Well now we have to forward to Labor Day weekend of 2012. We were at home with my parents who had come for the weekend and we were eating dinner when the phone rang. It was someone from my team with the awful news that this person had died. She was mid 30’s and not in the best shape and had some kind of recent problem that required the use of a cane but there were no obvious reasons for someone that young to die. I remember getting off the phone and telling my parents and thinking about her three kids and what this was going to do to their lives.
Work the next week was not fun. We spread the word and people in the department actually took up a little collection because we’re nice people. The viewing was the night before the funeral and my whole department was going to the funeral. I remember having a dance lesson the night of the viewing and I really feel awkward at those things and it was out of town so I convinced myself I didn’t need to go. But several people did.
OK, I realize I’ve used a lot of words and you are probably wondering what the point is but here’s where things get a little weird. Come to find out that there were no kids and no dead husband. She lived with her parents in a house that was nothing like she described. The whole life she presented to us was a lie. I can only imagine the confusion of the people who went and the awkward moment when someone talked to her parents.
We never really pressed to find out what the heck was going on but there had to be some kind of mental illness going on there. Worse yet, when people were cleaning out her desk, they came across some personal things that lead us to believe that maybe she took her own life. Again, we’ll never know for sure and that isn’t the type of question you ask grieving parents but it seemed to fit the facts as we knew them.
The funny thing is that my strongest memory of her is a couple of times she came to my office to show off photos of her new dog (a basset hound). She loved basset hounds and there was a picture of her with the dog in her coffin so I know this was real. I don’t know why that’s stuck with me. Maybe I just want to look for the positive in everything.

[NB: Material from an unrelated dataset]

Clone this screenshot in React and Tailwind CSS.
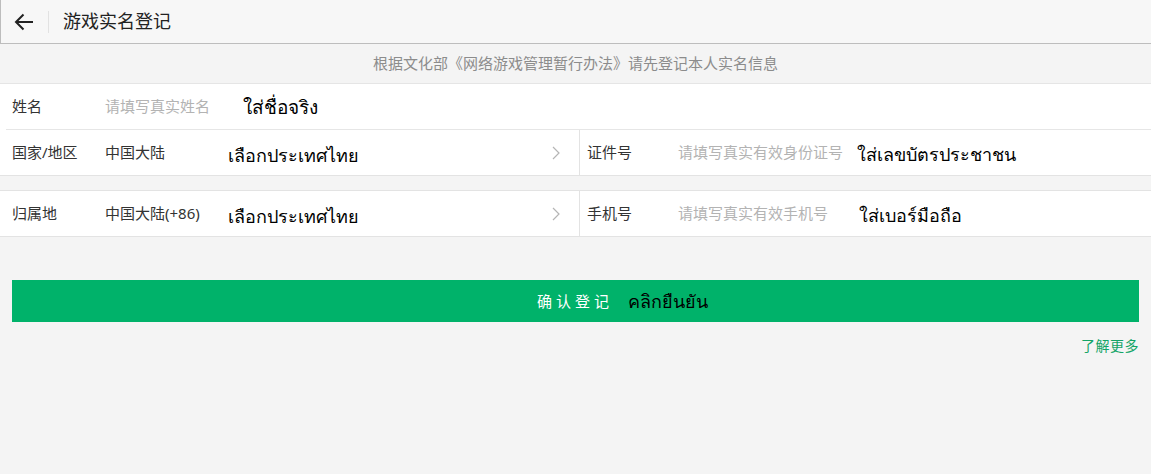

Maybe because it was real and it was about the only connection I had with her. She wasn’t the soft and cuddly type except when it came to that dog.
I don’t know why I kept the magnet either. I know she talked in glowing terms about the music festival so maybe some part of me wants to hold on to something that provided some happiness in a life that didn’t seem to have that much. I hadn’t really thought that much about her until I came across the magnet again today.
I’d like to end this with some kind of uplifting remark but I don’t have any. I’m bad at closing things and putting a nice wrapper on things. It saddens me that this was a person who needed help and somehow didn’t get it – could be she never sought it out. Not really sure why the universe decided she should cross our paths and there seems to be no lesson to be gained. As I said, I have no idea why I’m doing this – maybe in some small way her story needs to be told.
And, I had another chance to get rid of the magnet today. I put it back on the shelf where it was. Maybe someday it can go but it didn’t feel right today.